>> Begin SOURCE MATERIAL

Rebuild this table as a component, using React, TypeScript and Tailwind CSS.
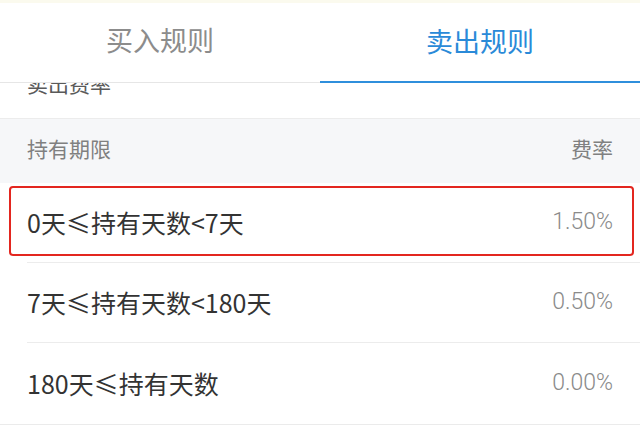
import * as React from 'react'

const FONT = 'font-["Roboto","Noto_Sans_CJK_SC",sans-serif]'
const LABEL = 'font-["Liberation_Sans_Narrow","Noto_Sans_CJK_SC",sans-serif]'
const CJK = 'font-["Noto_Sans_CJK_SC",sans-serif]'

const rows = [
  { from: '0天', to: '<7天', rate: '1.50%', marked: true },
  { from: '7天', to: '<180天', rate: '0.50%' },
  { from: '180天', to: '', rate: '0.00%' },
]

export default function App() {
  return (
    <div className={`${FONT} w-[640px] h-[436px] overflow-hidden bg-white`}>
      {/* status strip */}
      <div className="h-[3px] bg-[#fbfaee]" />

      {/* tabs */}
      <div className="flex h-[80px]">
        <Tab label="买入规则" />
        <Tab label="卖出规则" active />
      </div>

      {/* section title, scrolled under the tab bar */}
      <div className="h-[36px] overflow-hidden border-b border-[#ececec] px-[27px]">
        <div className="mt-[-8px] text-[21px] leading-[21px] text-[#5a5a5a]">卖出费率</div>
      </div>

      <div className="flex h-[64px] items-center justify-between bg-[#f6f7f9] px-[27px] text-[21px] text-[#808080]">
        <span>持有期限</span>
        <span>费率</span>
      </div>

      <div className="border-b border-[#ebebeb]">
        {rows.map((row, i) => (
          <Row key={row.from} {...row} last={i === rows.length - 1} />
        ))}
      </div>
    </div>
  )
}

function Tab({ label, active }: { label: string; active?: boolean }) {
  return (
    <div
      className={
        active
          ? 'flex flex-1 items-center justify-center border-b-2 border-[#2f8fdc] pt-[2px] text-[27px] text-[#2a8ad8]'
          : 'flex flex-1 items-center justify-center border-b border-[#e6e6e6] text-[27px] text-[#8c8c8c]'
      }
    >
      {label}
    </div>
  )
}

function Row({
  from,
  to,
  rate,
  marked,
  last,
}: {
  from: string
  to: string
  rate: string
  marked?: boolean
  last?: boolean
}) {
  return (
    <div className="relative pl-[27px]">
      <div
        className={
          last
            ? 'flex h-[81px] items-center justify-between pr-[27px]'
            : 'flex h-[80px] items-center justify-between border-b border-[#ececec] pr-[27px]'
        }
      >
        <span className={`${LABEL} text-[25px] text-[#333333]`}>
          {from}
          <span className={CJK}>≤</span>
          持有天数{to}
        </span>
        <span className="text-[23px] font-light text-[#8a8a8a]">{rate}</span>
      </div>
      {marked && (
        <div className="pointer-events-none absolute left-[9px] right-[6px] top-[3px] bottom-[7px] rounded-[4px] border-2 border-[#e3261f]" />
      )}
    </div>
  )
}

>> End SOURCE MATERIAL

§ AIM
Return, unchanged, the lines from the first line of the material through the line that holds "import * as React from 'react'", inclusive, omitting pictures.

§ WRITTEN SOLUTION
Rebuild this table as a component, using React, TypeScript and Tailwind CSS.
import * as React from 'react'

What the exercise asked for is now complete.